Cinema imbalsamato(re)? Sicuramente cinema che dosa col bilancino i motivi del genere e quel tanto di giuste citazioni colte (umori felliniani e bergmaniani evidenti) nella ricerca della ricetta perfetta per puntare al pubblico di massa ma conservando il pedigree di grosso autore di nicchia. In questo modo, però, Garrone non sonda mai il fuori-campo pulsionale degli abissi immaginifici che corteggia evidentemente (pensiamo al cinema di David Cronenberg e a tutte le nuove carni qui evocate), seducendo gli occhi con l’artigianale cura baviana del dettaglio (il drago marino è abbagliante), ma rimanendo rinchiuso in una teca sterilizzata dove lo sguardo non può mai veramente perdersi. O (ri)vivere.
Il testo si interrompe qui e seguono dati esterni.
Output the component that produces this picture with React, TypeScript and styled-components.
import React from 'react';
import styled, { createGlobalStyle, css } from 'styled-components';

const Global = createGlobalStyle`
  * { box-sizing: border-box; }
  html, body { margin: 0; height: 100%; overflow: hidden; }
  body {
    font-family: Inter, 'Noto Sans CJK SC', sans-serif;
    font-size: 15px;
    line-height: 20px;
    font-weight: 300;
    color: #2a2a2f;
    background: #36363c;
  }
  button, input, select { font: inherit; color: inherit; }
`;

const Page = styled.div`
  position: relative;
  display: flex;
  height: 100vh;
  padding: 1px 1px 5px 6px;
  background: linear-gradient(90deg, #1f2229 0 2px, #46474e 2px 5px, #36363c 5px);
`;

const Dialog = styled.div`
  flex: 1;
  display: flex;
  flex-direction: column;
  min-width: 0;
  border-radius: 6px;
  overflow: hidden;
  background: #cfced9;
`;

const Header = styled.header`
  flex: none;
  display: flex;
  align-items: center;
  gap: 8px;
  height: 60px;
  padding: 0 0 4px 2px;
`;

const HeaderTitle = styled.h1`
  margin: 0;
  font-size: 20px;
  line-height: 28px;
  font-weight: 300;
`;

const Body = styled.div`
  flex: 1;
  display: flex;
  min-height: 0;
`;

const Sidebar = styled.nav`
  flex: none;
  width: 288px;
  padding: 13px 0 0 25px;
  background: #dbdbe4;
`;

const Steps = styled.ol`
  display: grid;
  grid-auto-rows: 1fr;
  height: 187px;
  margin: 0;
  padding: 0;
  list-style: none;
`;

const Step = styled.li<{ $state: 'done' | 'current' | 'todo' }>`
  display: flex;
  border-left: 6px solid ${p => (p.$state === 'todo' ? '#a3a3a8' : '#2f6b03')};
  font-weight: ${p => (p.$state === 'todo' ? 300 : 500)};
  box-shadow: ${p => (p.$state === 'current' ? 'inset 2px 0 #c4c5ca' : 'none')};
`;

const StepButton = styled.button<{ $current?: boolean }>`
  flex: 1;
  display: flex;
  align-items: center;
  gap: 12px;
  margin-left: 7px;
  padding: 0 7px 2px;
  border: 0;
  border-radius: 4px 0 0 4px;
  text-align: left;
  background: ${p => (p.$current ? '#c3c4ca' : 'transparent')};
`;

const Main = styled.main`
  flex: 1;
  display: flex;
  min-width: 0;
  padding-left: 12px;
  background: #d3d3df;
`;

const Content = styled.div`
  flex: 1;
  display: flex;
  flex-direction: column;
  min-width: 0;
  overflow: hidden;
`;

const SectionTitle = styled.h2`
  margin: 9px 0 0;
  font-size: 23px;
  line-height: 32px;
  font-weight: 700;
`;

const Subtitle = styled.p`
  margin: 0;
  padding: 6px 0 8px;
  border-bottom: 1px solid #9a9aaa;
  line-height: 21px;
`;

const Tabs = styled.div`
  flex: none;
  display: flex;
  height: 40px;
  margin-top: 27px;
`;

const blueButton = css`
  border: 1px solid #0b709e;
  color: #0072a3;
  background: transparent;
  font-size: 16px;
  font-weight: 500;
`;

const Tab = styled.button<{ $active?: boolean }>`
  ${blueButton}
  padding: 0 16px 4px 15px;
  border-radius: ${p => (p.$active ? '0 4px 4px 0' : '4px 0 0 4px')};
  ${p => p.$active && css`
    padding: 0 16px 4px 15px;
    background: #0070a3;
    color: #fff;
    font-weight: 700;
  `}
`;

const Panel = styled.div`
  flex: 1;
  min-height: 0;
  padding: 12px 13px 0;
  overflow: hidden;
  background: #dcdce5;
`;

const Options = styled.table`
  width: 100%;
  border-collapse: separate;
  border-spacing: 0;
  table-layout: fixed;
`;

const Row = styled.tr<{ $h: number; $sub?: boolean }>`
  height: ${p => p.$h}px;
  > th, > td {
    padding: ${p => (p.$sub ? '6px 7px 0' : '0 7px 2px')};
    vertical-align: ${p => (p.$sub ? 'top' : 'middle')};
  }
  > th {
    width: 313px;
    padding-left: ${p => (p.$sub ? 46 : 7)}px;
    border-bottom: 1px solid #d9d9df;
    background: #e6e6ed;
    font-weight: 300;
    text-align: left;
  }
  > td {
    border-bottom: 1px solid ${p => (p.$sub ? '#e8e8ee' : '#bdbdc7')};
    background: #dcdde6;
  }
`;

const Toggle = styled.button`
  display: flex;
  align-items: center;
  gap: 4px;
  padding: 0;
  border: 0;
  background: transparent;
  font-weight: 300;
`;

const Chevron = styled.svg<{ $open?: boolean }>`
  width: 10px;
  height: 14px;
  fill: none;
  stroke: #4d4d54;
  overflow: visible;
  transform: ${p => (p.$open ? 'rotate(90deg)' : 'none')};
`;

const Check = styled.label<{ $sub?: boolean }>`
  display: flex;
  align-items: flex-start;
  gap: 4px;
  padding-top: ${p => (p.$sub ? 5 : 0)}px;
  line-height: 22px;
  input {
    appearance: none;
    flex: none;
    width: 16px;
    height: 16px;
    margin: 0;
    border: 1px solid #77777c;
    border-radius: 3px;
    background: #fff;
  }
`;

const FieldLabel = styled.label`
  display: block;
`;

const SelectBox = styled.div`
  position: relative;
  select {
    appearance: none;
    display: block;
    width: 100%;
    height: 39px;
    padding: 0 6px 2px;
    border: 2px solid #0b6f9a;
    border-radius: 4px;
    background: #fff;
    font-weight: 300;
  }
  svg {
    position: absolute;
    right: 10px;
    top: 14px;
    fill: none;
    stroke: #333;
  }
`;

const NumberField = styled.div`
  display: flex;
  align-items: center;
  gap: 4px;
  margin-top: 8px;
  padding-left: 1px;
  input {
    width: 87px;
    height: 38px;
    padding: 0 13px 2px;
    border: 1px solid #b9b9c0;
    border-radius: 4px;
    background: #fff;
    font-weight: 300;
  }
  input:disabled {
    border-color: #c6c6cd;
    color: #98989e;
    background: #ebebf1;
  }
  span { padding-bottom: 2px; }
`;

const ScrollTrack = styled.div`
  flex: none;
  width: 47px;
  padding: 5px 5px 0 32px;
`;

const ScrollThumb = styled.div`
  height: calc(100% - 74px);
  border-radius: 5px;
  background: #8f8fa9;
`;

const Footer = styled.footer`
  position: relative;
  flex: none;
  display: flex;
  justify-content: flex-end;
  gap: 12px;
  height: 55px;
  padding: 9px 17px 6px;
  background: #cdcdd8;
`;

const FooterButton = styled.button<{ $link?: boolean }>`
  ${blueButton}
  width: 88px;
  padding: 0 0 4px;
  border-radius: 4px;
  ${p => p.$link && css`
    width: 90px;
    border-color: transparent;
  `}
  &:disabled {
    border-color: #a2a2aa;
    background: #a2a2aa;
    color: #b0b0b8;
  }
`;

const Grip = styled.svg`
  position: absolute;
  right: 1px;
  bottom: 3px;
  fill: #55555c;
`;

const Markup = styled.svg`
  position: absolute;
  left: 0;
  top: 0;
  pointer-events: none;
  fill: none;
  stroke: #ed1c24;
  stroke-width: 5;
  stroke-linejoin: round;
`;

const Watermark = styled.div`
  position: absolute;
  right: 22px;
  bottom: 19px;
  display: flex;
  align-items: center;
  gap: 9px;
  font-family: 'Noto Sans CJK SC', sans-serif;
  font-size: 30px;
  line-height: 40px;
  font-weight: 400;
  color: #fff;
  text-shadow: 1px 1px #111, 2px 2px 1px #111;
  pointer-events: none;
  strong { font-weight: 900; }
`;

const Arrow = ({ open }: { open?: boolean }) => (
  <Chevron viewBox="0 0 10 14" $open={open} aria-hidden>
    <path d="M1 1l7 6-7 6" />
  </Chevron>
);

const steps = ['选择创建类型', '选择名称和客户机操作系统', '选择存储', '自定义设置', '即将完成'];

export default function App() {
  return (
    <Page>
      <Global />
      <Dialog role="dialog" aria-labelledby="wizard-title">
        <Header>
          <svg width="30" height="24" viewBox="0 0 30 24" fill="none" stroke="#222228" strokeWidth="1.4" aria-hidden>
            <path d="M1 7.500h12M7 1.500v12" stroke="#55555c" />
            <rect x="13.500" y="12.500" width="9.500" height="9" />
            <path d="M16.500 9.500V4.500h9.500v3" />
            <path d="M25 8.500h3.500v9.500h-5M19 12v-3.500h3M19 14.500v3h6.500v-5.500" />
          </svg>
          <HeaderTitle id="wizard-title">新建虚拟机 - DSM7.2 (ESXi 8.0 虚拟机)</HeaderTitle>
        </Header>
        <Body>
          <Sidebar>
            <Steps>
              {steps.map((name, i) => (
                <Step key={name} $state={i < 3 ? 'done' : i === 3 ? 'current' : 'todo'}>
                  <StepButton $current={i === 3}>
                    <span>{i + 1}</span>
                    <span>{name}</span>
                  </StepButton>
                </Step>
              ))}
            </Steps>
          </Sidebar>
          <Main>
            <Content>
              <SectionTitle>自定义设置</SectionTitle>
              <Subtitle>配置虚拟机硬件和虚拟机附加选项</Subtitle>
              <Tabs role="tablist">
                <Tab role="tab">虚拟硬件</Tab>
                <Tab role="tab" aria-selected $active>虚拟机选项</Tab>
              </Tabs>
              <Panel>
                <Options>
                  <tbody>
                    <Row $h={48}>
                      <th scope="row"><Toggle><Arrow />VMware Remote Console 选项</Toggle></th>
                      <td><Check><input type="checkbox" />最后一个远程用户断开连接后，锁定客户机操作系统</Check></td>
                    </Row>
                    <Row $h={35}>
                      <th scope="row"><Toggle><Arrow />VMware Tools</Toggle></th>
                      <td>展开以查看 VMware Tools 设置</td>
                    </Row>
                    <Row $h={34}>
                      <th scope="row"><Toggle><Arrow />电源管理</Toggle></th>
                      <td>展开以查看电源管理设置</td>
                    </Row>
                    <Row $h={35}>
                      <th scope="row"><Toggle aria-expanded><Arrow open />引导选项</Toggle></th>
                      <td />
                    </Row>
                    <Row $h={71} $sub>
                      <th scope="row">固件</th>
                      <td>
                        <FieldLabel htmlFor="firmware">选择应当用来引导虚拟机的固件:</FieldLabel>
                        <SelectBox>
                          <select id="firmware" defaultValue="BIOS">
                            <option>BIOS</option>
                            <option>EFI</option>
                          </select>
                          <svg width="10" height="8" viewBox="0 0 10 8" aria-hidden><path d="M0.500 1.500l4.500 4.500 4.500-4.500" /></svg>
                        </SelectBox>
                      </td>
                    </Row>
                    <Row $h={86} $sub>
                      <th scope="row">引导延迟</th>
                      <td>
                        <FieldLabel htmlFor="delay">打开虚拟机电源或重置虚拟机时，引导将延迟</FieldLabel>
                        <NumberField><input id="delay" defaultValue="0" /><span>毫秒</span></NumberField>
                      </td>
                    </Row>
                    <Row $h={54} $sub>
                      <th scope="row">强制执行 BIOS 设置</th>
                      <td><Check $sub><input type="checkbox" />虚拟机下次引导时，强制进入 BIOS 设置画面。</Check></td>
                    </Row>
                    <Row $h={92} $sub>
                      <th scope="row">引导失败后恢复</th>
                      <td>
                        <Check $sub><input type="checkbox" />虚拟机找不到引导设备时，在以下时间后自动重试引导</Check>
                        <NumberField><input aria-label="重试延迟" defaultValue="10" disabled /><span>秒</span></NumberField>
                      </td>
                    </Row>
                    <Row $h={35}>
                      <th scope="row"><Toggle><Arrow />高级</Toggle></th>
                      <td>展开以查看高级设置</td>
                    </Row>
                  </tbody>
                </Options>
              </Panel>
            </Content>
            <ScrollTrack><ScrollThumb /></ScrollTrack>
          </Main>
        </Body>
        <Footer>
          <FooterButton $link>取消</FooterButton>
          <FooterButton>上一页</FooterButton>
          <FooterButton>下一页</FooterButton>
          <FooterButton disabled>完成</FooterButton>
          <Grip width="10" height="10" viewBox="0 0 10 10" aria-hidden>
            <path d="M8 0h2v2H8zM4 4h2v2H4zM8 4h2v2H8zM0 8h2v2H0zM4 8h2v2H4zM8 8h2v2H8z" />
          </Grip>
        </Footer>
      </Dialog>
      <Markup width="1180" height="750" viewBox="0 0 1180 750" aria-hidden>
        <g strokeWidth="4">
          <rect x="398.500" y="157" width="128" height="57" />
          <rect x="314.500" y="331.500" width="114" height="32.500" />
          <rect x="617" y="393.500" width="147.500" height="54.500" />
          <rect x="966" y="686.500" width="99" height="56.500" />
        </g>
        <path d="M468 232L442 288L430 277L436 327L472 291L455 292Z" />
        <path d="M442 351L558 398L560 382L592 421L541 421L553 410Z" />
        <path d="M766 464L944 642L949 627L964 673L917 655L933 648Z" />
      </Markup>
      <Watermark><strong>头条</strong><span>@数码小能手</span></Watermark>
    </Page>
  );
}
3Garrone inverte da subito i termini dell’opera di partenza. Se da un lato tenta la meritoria summa fantasy delle sue tematiche ricorrenti (gli abissi ossessivi di Primo Amore, la violenza endemica di Gomorra o l’universo onirico di Reality), dall’altro decuplica pericolosamente il controllo a monte su forma e narrazione. Ci promette un racconto dei racconti ma non va mai oltre i racconti del racconto: una geometria metatestuale di segni che tendono tutti a un “nocciolo” narrativo, all’archetipo puro, ma non arrivano mai a sfiorarne l’anima emotiva. Ecco che viene in soccorso l’Italia: Garrone cerca la sua “grande bellezza” non nella Roma papalina sorrentiniana, ma nei Borghi di una provincia senza tempo (Castel del Monte, Castello di Donnafugata, Roccascalegna, ecc) fondendo il fantasy horrorifico con l’iconografia paesaggistica dei meravigliosi Castelli medievali italiani. Ancora una volta, però, si ha la sensazione che i luoghi non riescano a produrre uno spazio nuovo, un universo (cinematografico) parallelo, rimanendo ben ancorati alla loro naturale referenza. Insomma il potenziale film/funambolo in precario equilibrio sulla corda tesa dei generi e del tempo non si mette mai del tutto in “gioco”. Intasa gli occhi e non conquista il cuore. Anche la fiaba può essere un rischio calcolato, certo, ma calcolare troppo le emozioni equivale fatalmente ad anestetizzarle.